楚倾心里震动,声音有点僵硬:我不是那个意思。

我知道,南瓷的手指从楚倾发间穿过,怕他没听清,又低喃了一遍,我都知道。

如果那天她真的一时冲动种下恶果,那她一辈子都会后悔的。

南瓷从楚倾身上翻下去,躺回他身侧,慢吞吞地转了话锋:许嘉年说,你那时候是去找你爸爸的。

楚倾愣了一下,然后低低地应了声。

然后是短暂的沉默。

楚倾垂眸,和怀里的人对视上。

她抬眸正安静地看着他,眼睛像盛了一汪清潭,在周遭晦暗中还能隐约看见里面晃动的水光。

眼底的意思是,他不想说,她就不会多问。

楚倾的心倏地一软,摸了摸南瓷的头,简单地把那天的事说了一遍。

被他轻描淡写的几句话,南瓷无法共情他在生日那天,长途跋涉去找楚兴德,看到那副场景该有多难受。

但那种不被选择的滋味,她知道。

楚倾顿了两秒后,低缓地笑道:但他查出肝癌晚期后,那个女人就带着儿子跑了。

南瓷闻言一愣。

所以又想起我这个儿子了。楚倾有一下没一下地抚着南瓷的头发,语调里有淡淡的嘲弄。

一室寂静,只有外头风雨声呼啸,宛若狂兽,震砸着玻璃窗。

A市春节前总有几场连绵的雨,仿佛在为新的一年接风洗尘。

她终于知道楚倾回来那天,身上捆缚的微劣情绪从何而来了。

南瓷找到他的手,握住,一点点缠上楚倾骨节分明的指节,那你打算去看看他吗?

去看他干什么?楚倾漫不经心地反问,声调还是温淡的,听不出恨还是怒。

南瓷咬着唇没说话。

那你呢?楚倾顺势将南瓷的手圈进自己掌心,把问题抛回给她,如果是沈婉舒病了,你会去吗?

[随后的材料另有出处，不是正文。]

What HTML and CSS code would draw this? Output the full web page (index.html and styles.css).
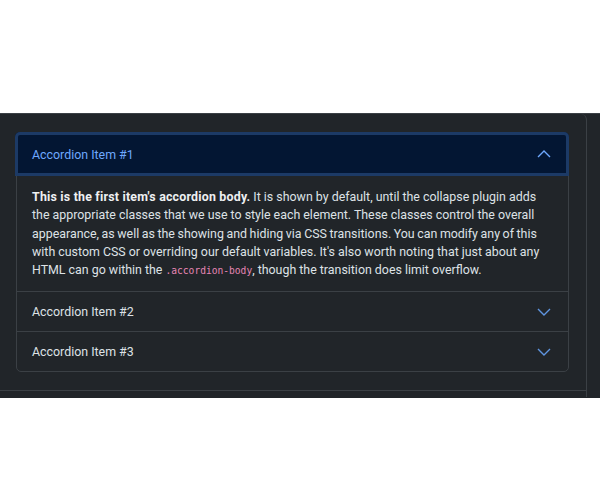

南瓷微愣,下意识地开始思考这个假设性问题,可没想太久,她抿唇笑了笑,我会去。

楚倾有些意外地看向她。

说不恨她是假的,可我更要让她知道,我现在过得很幸福,有人爱我,有人疼我。我以前认死理,觉得这一切都是我的错,我不该被生下来,不该活着,让所有人都痛苦

南瓷觉得今晚她的情绪来得莫名其妙,很脆弱,又无处遁形。但有些话既然已经说出口了,她也没矫情,想到什么说什么。